Heartbreak. Most of us will have experienced the intensity and feelings of loss that comes with a break up. I remember the last one I went through and although it felt excruciating at the time it was the catalyst to me changing my entire perspective on what a healthy relationship looked like. All too often if we have experienced pain in a relationship our brain will pattern match to that past experience and we can become emotionally hijacked by something in the present. Emotion precedes thought but with awareness, thought can loop back around and we can become more objective about what we need to shrug off any emotional baggage we may be carrying. The post below was originally written for eHarmony. Take what works for you and leave the rest.
The emotional hangover from an experience of past heartbreak or loss can often lead us to react to a date or partner differently. Any hint of a behaviour or situation that triggers a painful memory can catapult us into a reactive state, which leads us to behave in unhelpful or unpredictable ways.
Intimate relationships take courage. In the dance towards creating a meaningful bond, we can bump up against some of our greatest vulnerabilities and fears. In a bid to avoid pain we end up closing our hearts to a truly intimate and loving relationship.
Healing from any past relationship takes time, but it we get to a place where our past is dominating the present – and our thoughts and emotions are trapping us in the safe zone – then it’s time to act.
How can we stay open to what is in front of us and break old patterns that hijack our emotions and prevent us from creating the relationship we deserve?
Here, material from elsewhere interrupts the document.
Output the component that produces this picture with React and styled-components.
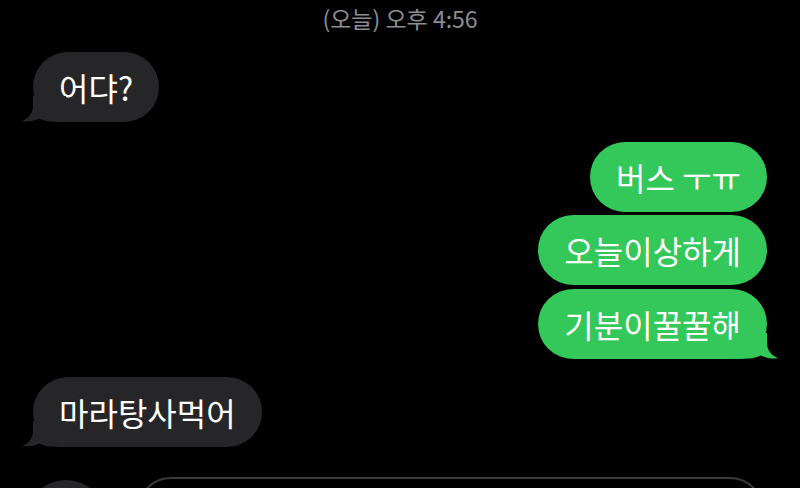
import React from 'react';
import styled, { createGlobalStyle } from 'styled-components';

const GlobalStyle = createGlobalStyle`
  html, body {
    margin: 0;
    padding: 0;
    height: 488px;
    overflow: hidden;
    background: #000;
  }

  body {
    font-family: "Noto Sans CJK KR", "Noto Sans", sans-serif;
    -webkit-font-smoothing: antialiased;
  }
`;

const messages = [
  { id: 1, from: 'them', text: '어댜?', tail: true },
  { id: 2, from: 'me', text: '버스 ㅜㅠ', gap: 20 },
  { id: 3, from: 'me', text: '오늘이상하게', gap: 3 },
  { id: 4, from: 'me', text: '기분이꿀꿀해', gap: 4, tail: true },
  { id: 5, from: 'them', text: '마라탕사먹어', gap: 18, tail: true },
];

// iMessage style tail, drawn for the left side and mirrored for the right
function Tail({ mine }) {
  return (
    <TailShape $mine={mine} width="44" height="26" viewBox="0 0 44 26">
      <path d="M11 0 L11 10 C11 17 7 22 0 25.5 C7 26 13 24.5 17 22.5 C22 25 28 26 44 26 L44 0 Z" />
    </TailShape>
  );
}

function App() {
  return (
    <>
      <GlobalStyle />
      <Screen>
        <Stamp>(오늘) 오후 4:56</Stamp>
        <Thread>
          {messages.map(m => (
            <Row key={m.id} $mine={m.from === 'me'} $gap={m.gap || 0}>
              <Bubble $mine={m.from === 'me'}>
                {m.text}
                {m.tail && <Tail mine={m.from === 'me'} />}
              </Bubble>
            </Row>
          ))}
        </Thread>
        <Composer>
          <PlusButton />
          <Field />
        </Composer>
      </Screen>
    </>
  );
}

export default App;

const Screen = styled.div`
  display: flex;
  flex-direction: column;
  width: 800px;
  height: 488px;
  overflow: hidden;
  background: #000;

  & > * {
    flex: none;
  }
`;

const Stamp = styled.div`
  height: 52px;
  padding-top: 5px;
  box-sizing: border-box;
  text-align: center;
  font-size: 23px;
  line-height: 26px;
  color: #8e8e93;
`;

const Thread = styled.div`
  display: flex;
  flex-direction: column;
  padding: 0 33px;
`;

const Row = styled.div`
  display: flex;
  justify-content: ${p => (p.$mine ? 'flex-end' : 'flex-start')};
  margin-top: ${p => p.$gap}px;
`;

const Bubble = styled.div`
  position: relative;
  display: flex;
  align-items: center;
  height: 70px;
  padding: 0 26px;
  box-sizing: border-box;
  border-radius: 35px;
  background: ${p => (p.$mine ? '#34c759' : '#262628')};
  color: #fff;
  font-size: 32px;
  line-height: 1;
  white-space: nowrap;
`;

const TailShape = styled.svg`
  position: absolute;
  bottom: 0;
  ${p => (p.$mine ? 'right: -11px; transform: scaleX(-1);' : 'left: -11px;')}
  fill: ${p => (p.$mine ? '#34c759' : '#262628')};
`;

const Composer = styled.div`
  display: flex;
  align-items: flex-start;
  gap: 31px;
  margin-top: 30px;
  padding: 0 36px 0 26px;
`;

const PlusButton = styled.div`
  flex: none;
  width: 80px;
  height: 80px;
  margin-top: 3px;
  border-radius: 50%;
  background: #262628;
`;

const Field = styled.div`
  flex: 1;
  height: 68px;
  border: 2px solid #3a3a3c;
  border-radius: 34px;
`;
Try these five steps to help create emotional clarity and freedom:
1. Shift your story
It’s not uncommon to keep retelling a story from your past, reliving all the details each time. This can further embed the negative emotion and memory of the past. The words you speak generate an emotional response and recycling old hurts keeps them alive and present. If the past starts playing out in your head ask yourself, ‘What do I need to believe to let go?’ and ‘Who do I need to become so that I can be open to the possibility of a loving partnership again?’ Be aware of the language you’re using. What are you telling yourself and is it’s opening you up to possibilities or closing you down? Awareness allows you to start understanding your emotional reactions and gain a broader perspective of your own behaviour and that of others.
2. Create healthy rituals
The rituals you create impact on who you become and the emotions you feel. Where do you reside most? Are you routinely experiencing joy and gratitude, or sadness, resentment and anger? You can’t make old wounds go away by rejecting people and withholding affection and love. It’s only by accepting what is and developing rituals that help to energise and elevate you that you can start to negate limiting emotional patterns. Try spending 10 minutes a day going on a quiet internal search for what is working in your life. Focus on all the past successes and current resources that you have. Apply an empowering meaning to your past and embrace all that you have now.
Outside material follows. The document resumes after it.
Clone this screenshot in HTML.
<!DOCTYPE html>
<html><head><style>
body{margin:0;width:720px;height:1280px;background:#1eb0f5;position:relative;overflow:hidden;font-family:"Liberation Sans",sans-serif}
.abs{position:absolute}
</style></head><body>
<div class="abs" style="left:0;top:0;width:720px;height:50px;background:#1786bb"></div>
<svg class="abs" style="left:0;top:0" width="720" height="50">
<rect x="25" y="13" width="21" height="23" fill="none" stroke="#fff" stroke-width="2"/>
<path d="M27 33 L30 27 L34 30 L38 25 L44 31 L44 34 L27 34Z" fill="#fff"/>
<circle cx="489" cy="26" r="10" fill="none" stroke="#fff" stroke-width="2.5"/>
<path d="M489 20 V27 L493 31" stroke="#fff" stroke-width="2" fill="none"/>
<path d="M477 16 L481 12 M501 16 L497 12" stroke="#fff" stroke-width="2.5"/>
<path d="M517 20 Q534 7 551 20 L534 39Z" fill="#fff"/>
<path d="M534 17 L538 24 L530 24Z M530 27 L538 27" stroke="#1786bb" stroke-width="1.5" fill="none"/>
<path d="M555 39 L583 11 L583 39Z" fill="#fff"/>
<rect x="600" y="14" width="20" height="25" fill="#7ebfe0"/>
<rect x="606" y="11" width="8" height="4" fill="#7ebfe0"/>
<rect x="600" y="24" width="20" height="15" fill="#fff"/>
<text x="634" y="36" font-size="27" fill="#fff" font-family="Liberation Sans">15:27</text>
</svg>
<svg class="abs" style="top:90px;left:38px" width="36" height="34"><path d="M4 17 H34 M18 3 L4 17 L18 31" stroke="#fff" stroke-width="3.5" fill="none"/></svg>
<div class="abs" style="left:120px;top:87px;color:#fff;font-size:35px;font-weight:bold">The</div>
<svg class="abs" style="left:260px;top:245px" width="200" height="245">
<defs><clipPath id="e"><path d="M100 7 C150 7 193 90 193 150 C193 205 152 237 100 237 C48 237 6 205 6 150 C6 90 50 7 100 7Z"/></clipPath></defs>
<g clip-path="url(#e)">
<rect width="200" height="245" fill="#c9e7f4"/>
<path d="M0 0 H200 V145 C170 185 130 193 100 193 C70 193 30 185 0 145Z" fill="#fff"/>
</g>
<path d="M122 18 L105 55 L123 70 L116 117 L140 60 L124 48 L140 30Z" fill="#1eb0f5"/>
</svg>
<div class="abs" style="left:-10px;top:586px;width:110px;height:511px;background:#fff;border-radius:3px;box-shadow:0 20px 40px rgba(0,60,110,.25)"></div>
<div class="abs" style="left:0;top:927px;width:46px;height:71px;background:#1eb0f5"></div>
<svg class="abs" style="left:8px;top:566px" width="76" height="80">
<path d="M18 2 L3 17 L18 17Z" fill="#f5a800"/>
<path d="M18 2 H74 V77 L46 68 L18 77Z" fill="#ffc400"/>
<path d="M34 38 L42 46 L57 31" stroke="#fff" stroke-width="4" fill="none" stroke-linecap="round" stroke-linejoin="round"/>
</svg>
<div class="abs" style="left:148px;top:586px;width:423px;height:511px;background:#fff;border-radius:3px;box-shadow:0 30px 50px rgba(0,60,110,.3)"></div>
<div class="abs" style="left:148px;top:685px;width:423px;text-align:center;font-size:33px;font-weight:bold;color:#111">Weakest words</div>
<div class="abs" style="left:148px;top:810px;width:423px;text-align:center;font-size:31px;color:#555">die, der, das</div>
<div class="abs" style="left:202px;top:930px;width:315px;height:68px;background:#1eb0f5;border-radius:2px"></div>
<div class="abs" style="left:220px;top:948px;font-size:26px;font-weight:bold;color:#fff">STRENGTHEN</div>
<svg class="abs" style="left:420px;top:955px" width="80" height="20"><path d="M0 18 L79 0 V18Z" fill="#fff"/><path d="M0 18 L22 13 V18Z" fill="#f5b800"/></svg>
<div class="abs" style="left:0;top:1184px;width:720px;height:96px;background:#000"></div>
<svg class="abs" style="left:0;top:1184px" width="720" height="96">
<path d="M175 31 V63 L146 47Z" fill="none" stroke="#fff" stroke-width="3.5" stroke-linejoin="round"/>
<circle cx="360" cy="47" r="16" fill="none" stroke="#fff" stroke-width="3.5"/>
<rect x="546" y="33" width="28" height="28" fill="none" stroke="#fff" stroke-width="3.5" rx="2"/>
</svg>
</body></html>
3. Mentally rehearse success
Our imaginations are problem-solving machines. Think of all the dreams you’ve had that have become reality. Perhaps it was a job you wanted, a car, or the solution to an on-going issue. This also works the other way; the time you spend catastrophising about how bad things are going to be will have a detrimental impact on your wellbeing. It’s also a blatant misuse of your imagination! Mentally rehearsing the feelings you’d like to evoke on a date, and the behaviour you’d like to embody in a relationship, will help the unfamiliar become familiar. You can help yourself wipe away any old unhelpful feelings and start visualising the future you. It’s all about recognising what’s within your control and being accountable for bringing the necessary trust, love, respect and passion into your way of being.
4. Hold that thought
Emotional reactions can happen so quickly that we’re often caught up in them before we even realise it. This is how misunderstandings often happen in dating and relationships – our brains match our date’s behaviour to a past event that has caused pain. Consequently, strong emotions cause us to think in black and white, rather than being able to see a situation objectively. Being aware of thought patterns and behaviours when you’re triggered allows conscious thought to loop back round so you can press the pause button. This will create the space needed to determine whether distorted memories are polluting the present. It’ll also give you time to respond in a way that enables a more open and meaningful exchange.
5. Assume your date’s positive intent
It’s easy to take things personally and project our own meaning onto another person’s behaviour. It’s also tempting to replay the past and use it to predict the future, retreating into a fearful place. If we assume the other person has a positive intent, it can help create some separation between their actions and any impact they may have on us. We can’t control other people, but we can influence them through our own behaviour and by knowing what’s our emotional load and what’s theirs. Remember, sometimes the pain of our past can provide the contrast that leads us to truly appreciating somebody new.